Pamali Jawa merupakan teguran orang tua kepada anak, cucu, atau orang lain yang diungkapkan secara tidak langsung. Teguran tersebut disampaikan agar anak, cucu, atau orang lainitutidak melakukan suatu tindakan yang menjadi pantangan bagi orang Jawa.

Hampir semua Pamali Jawa selalu diawali dengan kata perintah "aja" yang artinya "jangan". Hal ini menegaskan bahwa pantangan dari Jawa agar tidak sekali-kali dilanggar. Jika pantangan itu dilanggar, maka seorang pelanggar akan mendapatkan risikonya. Berikut adalah pamali-pamali Jawa beserta kajiannya.

1. "Aja mangan neng ngarep lawang (mligine bocah prawan), mundhak angel jodho."

Artinya: Jangan makan di depan pintu (khususnya anak gadis), nanti susah untuk mendapatkan jodoh.

Makan di depan pintu yang dilakukan oleh seorang gadis, selain diklaim tidak sopan karena makan tidak pada tempatnya, juga akan menghalangi orang yang akan keluar masuk rumah melalui pintu itu, serta makanan bisa saja terkena debu.

Apabila pantangan agar tidak makan di depan pintu itu dilanggar, maka gadis tersebut akan dinilai tidak berkepribadian yang baik. Alhasil, sang gadis akan sulit mendapatkan jodoh. Kalau toh mendapatkan jodoh, tentu seorang lelaki yang memiliki kepribadian sejenis.

2."Yen mangan kudu dientekke, mundhak pitike padha mati."

Artinya: Kalau makan harus dihabiskan agar ayamnya tidak mati semua.

Orang tua yang ingin mendapatkan rezeki dari Tuhan untuk sesuap nasi tidak sekadar ditempuh dengan doa, melainkan pula dengan bekerja keras. Karenanya orang tua akan selalu menyarankan kepada anak-anaknya untuk menghabiskan makanannya. Bila makanan tersebut dihabiskan, maka seorang anak dapat mensyukuri rezeki dari Tuhan yang diperoleh orang tuannya dengan susah payah.

Berdasarkan kajian ini dapat disimpulkan bahwa seorang yang tidak dapat mensyukuri rahmat Tuhan justru akan dikurangi rezeki yang diterimanya. Pengurangan rezeki karena tidak mensyukuri rahmat Tuhan tersebut dilukiskan dengan "ayam yang akan mati bila tidak habis makanannya".

3."Aja alihan papan wektu mangan, mudhak duwe ibu kuwalon."

Artinya: Jangan berpindah tempat pada waktu makan, kelak akan mendapatkan ibu tiri.
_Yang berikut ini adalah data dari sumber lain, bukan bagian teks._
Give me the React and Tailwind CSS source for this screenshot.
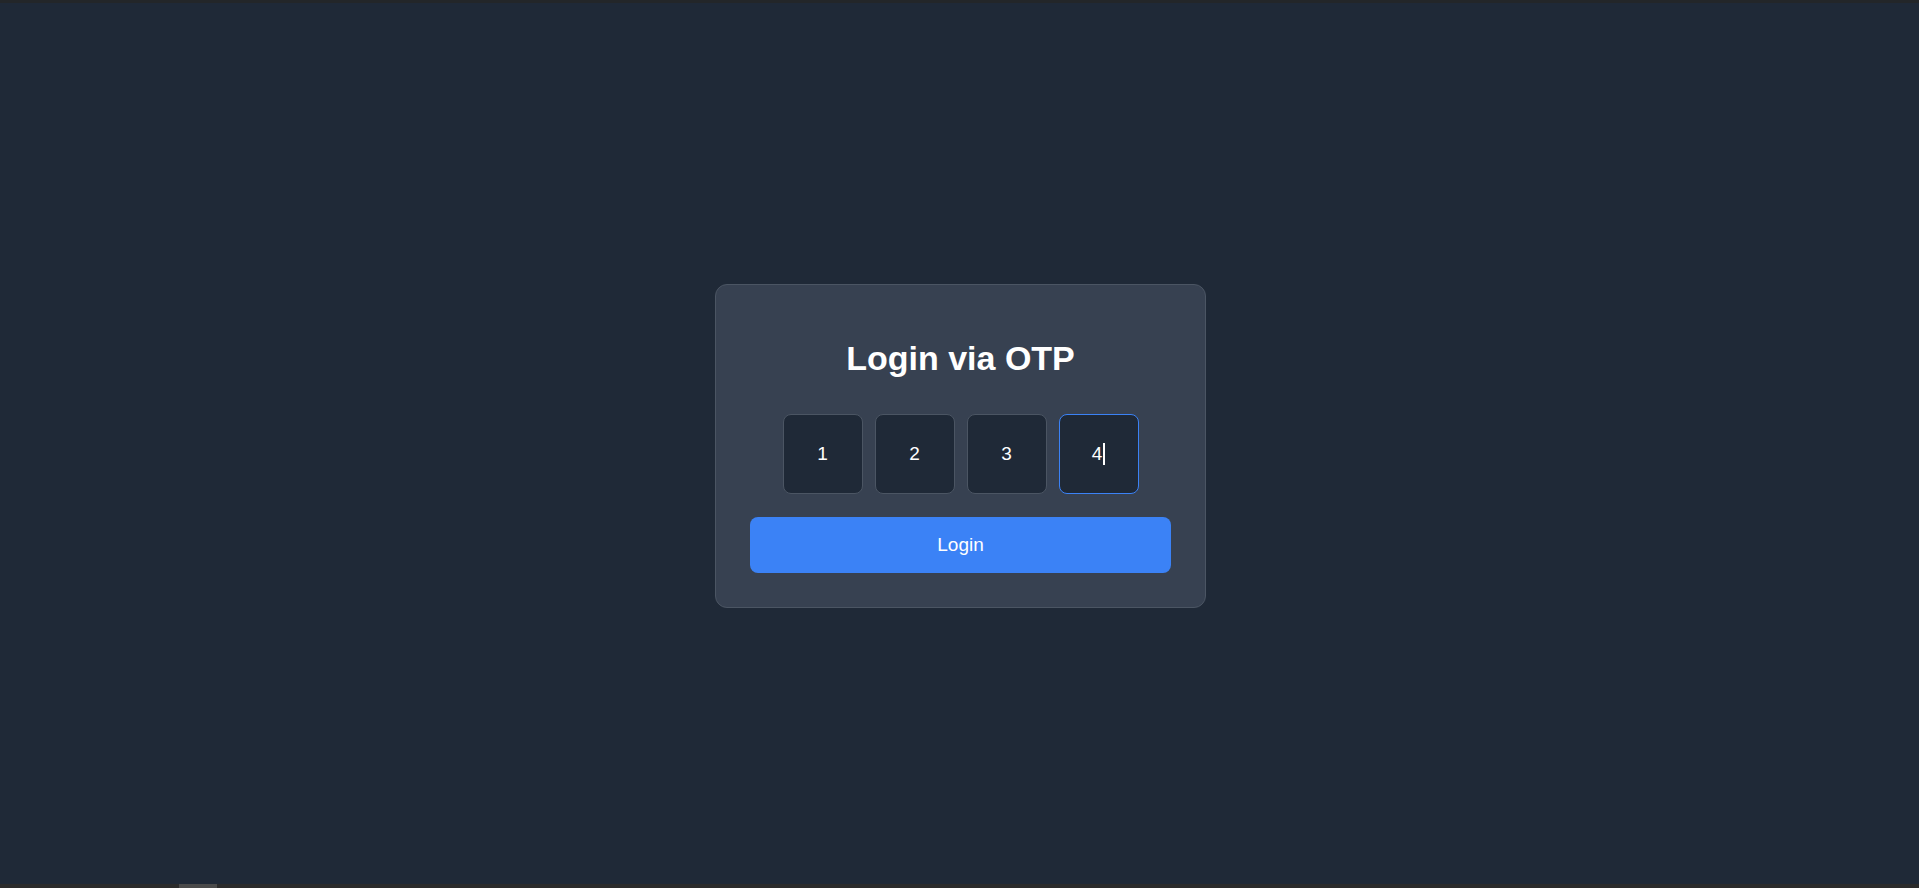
import React from "react";

const digits = ["1", "2", "3", "4"];

const App = () => {
  return (
    <div className="h-screen w-full flex flex-col bg-[#1f2937] font-['Liberation_Sans',Arial,sans-serif] overflow-hidden">
      {/* top strip */}
      <div className="h-[3px] shrink-0 bg-[#232629]" />

      {/* MAIN */}
      <div className="flex-1 flex items-center justify-center pt-[5px] pl-[2px]">
        <div className="w-[491px] bg-[#374151] border border-[#4b5563] rounded-xl pt-[53px] px-[34px] pb-[34px] flex flex-col">
          <h1 className="text-[34px] leading-[40px] font-bold text-white text-center">
            Login via OTP
          </h1>

          {/* OTP BOXES */}
          <div className="mt-[36px] flex justify-center gap-3">
            {digits.map((d, i) => (
              <div
                key={i}
                className={`w-20 h-20 rounded-lg bg-[#1f2937] border flex items-center justify-center text-[19px] text-white ${
                  i === 3 ? "border-[#3b82f6]" : "border-[#4b5563]"
                }`}
              >
                <span>{d}</span>
                {i === 3 && <span className="w-[2px] h-[22px] bg-white ml-[1px]" />}
              </div>
            ))}
          </div>

          <button className="mt-[23px] h-[56px] w-full rounded-lg bg-[#3b82f6] text-white text-[19px]">
            Login
          </button>
        </div>
      </div>

      {/* bottom strip */}
      <div className="h-[4px] shrink-0 bg-[#2b2b2b] flex">
        <div className="w-[179px]" />
        <div className="w-[38px] bg-[#4a4a4a]" />
      </div>
    </div>
  );
};

export default App;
Di dalam masyarakat Jawa, seorang yang berpindah tempat sewaktu makan akan dianggap tidak sopan. Karena selain melewati orang-orang lain yang sedang makan, makanan yang dibawa orang itu bisa menumpahi mereka.

Apabila pantangan itu dilanggar, orang tersebut akan menjadi bahan gunjingan hingga hidupnya menjadi susah seperti seorang anak yang beribu tiri.

4."Aja buwang sega sisa mangan, mundhak ing tembe bakal dadekake cecongkrahan sajroning kluwarga."

Artinya: Jangan membuang nasi sisa makan, karena kelak menyebabkan perseteruan di dalam keluarga.

Seorang anak yang makan hendaklah tidak lebih dan tidak kurang. Bila berlebihan, maka akan ada sisa makanan yang dibuang. Itu artinya, akan terdapat sisa rezeki yang dibuang.

Jika itu terjadi, timbullah amarah orang tua kepada si anak. Karena anak itu tidak menghargai rezeki yang diberikan Tuhan melalui kerja keras orang tuanya.

5."Aja tansah seneng mangan nganggo mangkok, mundhak ditinggal lunga sedulure."

Artinya: Jangan selalu suka makan dengan mangkuk karena akan ditinggal pergi oleh saudaranya.

Di lingkup masyarakat Jawa, mangkuk biasannya digunakan sebagai tempat sayur. Karenanya bagi seorang yang makan nasi dan sayur dengan mangkuk dan bukan piring akan tidak disukai keluarganya.

Pantangan ini mengajarkan agar seseorang selalu bersikap bijak untuk menggunakan barang yang selaras dengan fungsinya.